At the other extreme is a ultra high level language with inbuilt artificial intelligence. This would be a very ambitious project, and it is quite out of the question - and not simply because the machine architecture lacks several facilities that one would need. Instead we shall design a small language at about the same level as a very simple form of ALGOL, PASCAL or ADA. Firstly, the registers of the machine will entirely disappear from the view of the programmer. Secondly, absolute and relative memory locations will be referred to by symbolic global or local variable names. Local variables will be invisible outside the procedure to which they are local, and all variables will be typed. Thirdly, procedures are called by a symbolic name rather than by a code address, and jumps to code addresses will be eliminated in favour of structured flow of control.
High level languages are nothing but convenience to the user, anything that can be done in the high level language can also be done in the machine language. But we want to ensure that everything that the machine can do can also be done in the high level language. So our approach will be to examine the machine instructions in groups. Since the machine contains the arithmetic operations and arithmetic comparisons, we shall put them into the high level language too. For the Boolean operations, disjunction and negation are available on the machine. For conjunction we could use the simulation "p AND q" is equivalent (by De Morgan) to "NOT(NOT p OR NOT q)", but there is a simpler one using multiplication. So both integers and Booleans can be fully supported. So we can have a data type of integer and a data type of Boolean, we can have operations on both data types, and we can have integer relations yielding Boolean values. Since the machine can distinguish between direct access to memory and relative access via a base register, we can have global variables in the main program and local variables in procedures.
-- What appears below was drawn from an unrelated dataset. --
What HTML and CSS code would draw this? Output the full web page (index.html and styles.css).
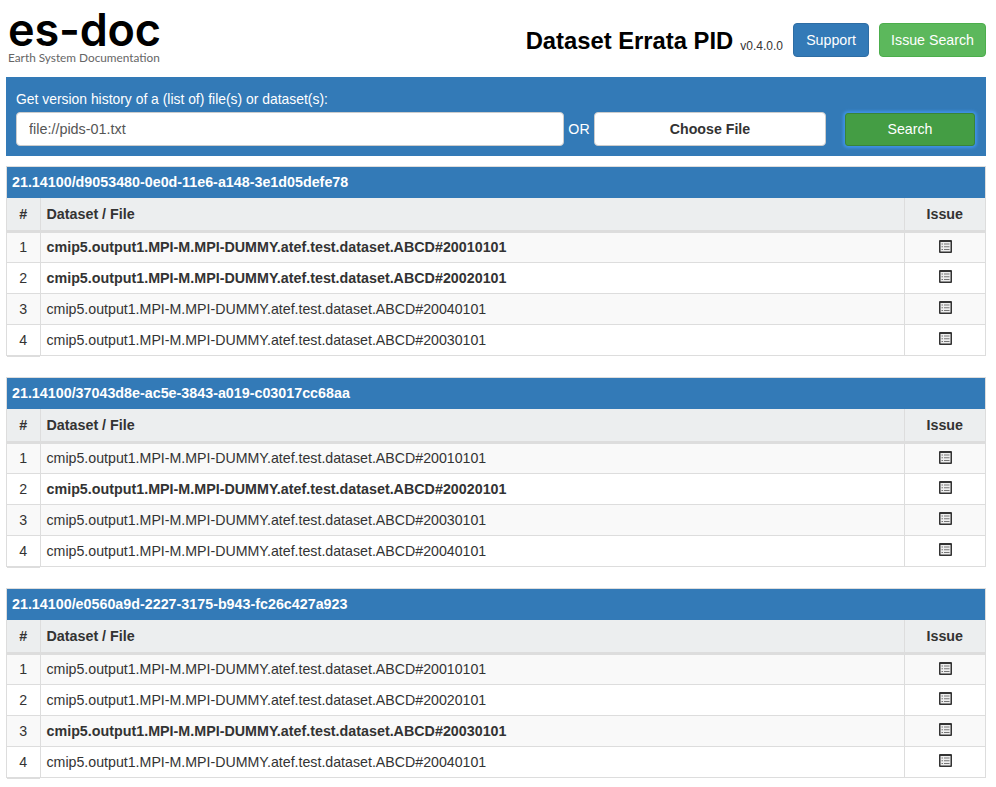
FILE: index.html
```html
<!DOCTYPE html>
<html lang="en">
  <head>
    <meta charset="UTF-8" />
    <title>Dataset Errata PID</title>
    <link rel="stylesheet" href="styles.css">
  </head>
  <body>
    <svg class="icon-defs" width="0" height="0">
      <symbol id="list-alt" viewBox="0 0 13 13">
        <path d="M1 0h11a1 1 0 0 1 1 1v11a1 1 0 0 1-1 1H1a1 1 0 0 1-1-1V1a1 1 0 0 1 1-1z" fill="#333"/>
        <path d="M1.500 2h10v9.500h-10z" fill="#eee"/>
        <path d="M2.500 3.500h1.500v1H2.500zM5 3.500h5.500v1H5zM2.500 6.200h1.500v1H2.500zM5 6.200h5.500v1H5zM2.500 8.900h1.500v1H2.500zM5 8.900h5.500v1H5z" fill="#777"/>
      </symbol>
    </svg>

    <header class="top-bar">
      <div class="logo">
        <div class="logo-name">es-doc</div>
        <div class="logo-sub">Earth System Documentation</div>
      </div>
      <div class="top-right">
        <h1>Dataset Errata PID</h1>
        <span class="version">v0.4.0.0</span>
        <a class="btn btn-blue" href="#">Support</a>
        <a class="btn btn-green" href="#">Issue Search</a>
      </div>
    </header>

    <section class="search-box">
      <label for="pidInput">Get version history of a (list of) file(s) or dataset(s):</label>
      <div class="search-row">
        <input type="text" id="pidInput" value="file://pids-01.txt" />
        <span class="or">OR</span>
        <button class="choose-file" type="button">Choose File</button>
        <button class="search-btn" type="button">Search</button>
      </div>
    </section>

    <section class="panel">
      <div class="panel-heading">21.14100/d9053480-0e0d-11e6-a148-3e1d05defe78</div>
      <table>
        <thead>
          <tr><th class="num">#</th><th class="name">Dataset / File</th><th class="issue">Issue</th></tr>
        </thead>
        <tbody>
          <tr><td class="num">1</td><td class="name"><b>cmip5.output1.MPI-M.MPI-DUMMY.atef.test.dataset.ABCD#20010101</b></td><td class="issue"><svg class="icon"><use href="#list-alt"/></svg></td></tr>
          <tr><td class="num">2</td><td class="name"><b>cmip5.output1.MPI-M.MPI-DUMMY.atef.test.dataset.ABCD#20020101</b></td><td class="issue"><svg class="icon"><use href="#list-alt"/></svg></td></tr>
          <tr><td class="num">3</td><td class="name">cmip5.output1.MPI-M.MPI-DUMMY.atef.test.dataset.ABCD#20040101</td><td class="issue"><svg class="icon"><use href="#list-alt"/></svg></td></tr>
          <tr><td class="num">4</td><td class="name">cmip5.output1.MPI-M.MPI-DUMMY.atef.test.dataset.ABCD#20030101</td><td class="issue"><svg class="icon"><use href="#list-alt"/></svg></td></tr>
        </tbody>
      </table>
    </section>

    <section class="panel">
      <div class="panel-heading">21.14100/37043d8e-ac5e-3843-a019-c03017cc68aa</div>
      <table>
        <thead>
          <tr><th class="num">#</th><th class="name">Dataset / File</th><th class="issue">Issue</th></tr>
        </thead>
        <tbody>
          <tr><td class="num">1</td><td class="name">cmip5.output1.MPI-M.MPI-DUMMY.atef.test.dataset.ABCD#20010101</td><td class="issue"><svg class="icon"><use href="#list-alt"/></svg></td></tr>
          <tr><td class="num">2</td><td class="name"><b>cmip5.output1.MPI-M.MPI-DUMMY.atef.test.dataset.ABCD#20020101</b></td><td class="issue"><svg class="icon"><use href="#list-alt"/></svg></td></tr>
          <tr><td class="num">3</td><td class="name">cmip5.output1.MPI-M.MPI-DUMMY.atef.test.dataset.ABCD#20030101</td><td class="issue"><svg class="icon"><use href="#list-alt"/></svg></td></tr>
          <tr><td class="num">4</td><td class="name">cmip5.output1.MPI-M.MPI-DUMMY.atef.test.dataset.ABCD#20040101</td><td class="issue"><svg class="icon"><use href="#list-alt"/></svg></td></tr>
        </tbody>
      </table>
    </section>

    <section class="panel">
      <div class="panel-heading">21.14100/e0560a9d-2227-3175-b943-fc26c427a923</div>
      <table>
        <thead>
          <tr><th class="num">#</th><th class="name">Dataset / File</th><th class="issue">Issue</th></tr>
        </thead>
        <tbody>
          <tr><td class="num">1</td><td class="name">cmip5.output1.MPI-M.MPI-DUMMY.atef.test.dataset.ABCD#20010101</td><td class="issue"><svg class="icon"><use href="#list-alt"/></svg></td></tr>
          <tr><td class="num">2</td><td class="name">cmip5.output1.MPI-M.MPI-DUMMY.atef.test.dataset.ABCD#20020101</td><td class="issue"><svg class="icon"><use href="#list-alt"/></svg></td></tr>
          <tr><td class="num">3</td><td class="name"><b>cmip5.output1.MPI-M.MPI-DUMMY.atef.test.dataset.ABCD#20030101</b></td><td class="issue"><svg class="icon"><use href="#list-alt"/></svg></td></tr>
          <tr><td class="num">4</td><td class="name">cmip5.output1.MPI-M.MPI-DUMMY.atef.test.dataset.ABCD#20040101</td><td class="issue"><svg class="icon"><use href="#list-alt"/></svg></td></tr>
        </tbody>
      </table>
    </section>
  </body>
</html>
```

FILE: styles.css
```css
* {
  box-sizing: border-box;
}

body {
  font-family: "Liberation Sans", Arial, sans-serif;
  font-size: 14.2px;
  color: #333;
  background-color: #fff;
  margin: 0;
  padding: 0 10px 0 6px;
}

b,
th,
.panel-heading {
  font-size: 14.3px;
  font-weight: 700;
}

.icon-defs {
  position: absolute;
}

.top-bar {
  display: flex;
  justify-content: space-between;
  height: 77px;
}

.logo {
  padding: 8px 0 0 2px;
}

.logo-name {
  font-family: Inter, sans-serif;
  font-size: 45px;
  font-weight: 600;
  line-height: 44px;
  letter-spacing: -0.2px;
  color: #000;
}

.logo-sub {
  font-family: Lato, sans-serif;
  font-size: 11.8px;
  line-height: 12px;
  color: #666;
}

.top-right {
  display: flex;
  align-items: flex-start;
  padding-top: 23px;
}

h1 {
  font-size: 23.8px;
  font-weight: 700;
  line-height: 35px;
  margin: 0;
  color: #000;
}

.version {
  font-size: 12px;
  line-height: 16px;
  margin: 15px 10px 0 7px;
}

.btn {
  display: block;
  height: 34px;
  line-height: 32px;
  text-align: center;
  border: 1px solid;
  border-radius: 4px;
  color: #fff;
  text-decoration: none;
}

.btn-blue {
  width: 76px;
  background-color: #337ab7;
  border-color: #2e6da4;
  margin-right: 10px;
}

.btn-green {
  width: 107px;
  background-color: #5cb85c;
  border-color: #4cae4c;
}

.search-box {
  background-color: #337ab7;
  padding: 12px 10px 10px;
  height: 79px;
  color: #fff;
}

.search-box label {
  display: block;
  font-size: 13.9px;
  line-height: 20px;
  margin-bottom: 3px;
}

.search-row {
  display: flex;
  align-items: center;
}

.search-row input {
  width: 548px;
  height: 34px;
  padding: 6px 12px;
  font: inherit;
  font-size: 14.4px;
  color: #555;
  border: 1px solid #ccc;
  border-radius: 4px;
}

.or {
  width: 30px;
  text-align: center;
}

.choose-file {
  width: 232px;
  height: 34px;
  font: inherit;
  font-weight: 700;
  color: #333;
  background-color: #fff;
  border: 1px solid #ccc;
  border-radius: 4px;
}

.search-btn {
  width: 130px;
  height: 33px;
  margin-left: 19px;
  font: inherit;
  color: #fff;
  background-color: #449d44;
  border: 1px solid #398439;
  border-radius: 3px;
  box-shadow: 0 0 3px 2px #3f93e6;
}

.panel {
  margin-top: 10px;
  margin-bottom: 21px;
  border: 1px solid #ddd;
}

.panel-heading {
  background-color: #337ab7;
  color: #fff;
  height: 31px;
  line-height: 30px;
  padding-left: 5px;
}

table {
  width: 100%;
  border-collapse: collapse;
  table-layout: fixed;
}

th,
td {
  height: 31px;
  padding: 0 5px 0 6px;
  border: 1px solid #ddd;
  text-align: left;
}

tr > :first-child {
  border-left: 0;
}

tr > :last-child {
  border-right: 0;
}

tbody tr:last-child td {
  border-bottom: 0;
}

tbody tr:last-child .num {
  box-shadow: 0 2px 0 #ddd;
}

th {
  height: 33px;
  background-color: #eceeef;
  border-top: 0;
  border-bottom: 3px solid #ddd;
}

tbody tr:nth-child(odd) {
  background-color: #f9f9f9;
}

th.num,
td.num {
  width: 33px;
  padding: 0;
  text-align: center;
}

th.issue {
  width: 81px;
  padding: 0;
  text-align: center;
}

td.issue {
  padding: 0 0 2px 2px;
}

.icon {
  display: block;
  width: 13px;
  height: 13px;
  margin: 0 auto;
}
```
This also requires that the base register is set correctly by the call and return instructions.
As may be seen, the semantic primitives for the high level language should include at least the two types Boolean and integer, with constants and both global and local variables occurring in expressions built up by familiar operations, and should include assignment statements to variables of these types. Some flow of control will be needed, too, and we shall aim for structured control statements such as conditionals, loops and procedure calls. This is only a modest beginning, but for the time being we shall be content with this. The exercises at the end of the chapter give some suggestions how the language can be extended further.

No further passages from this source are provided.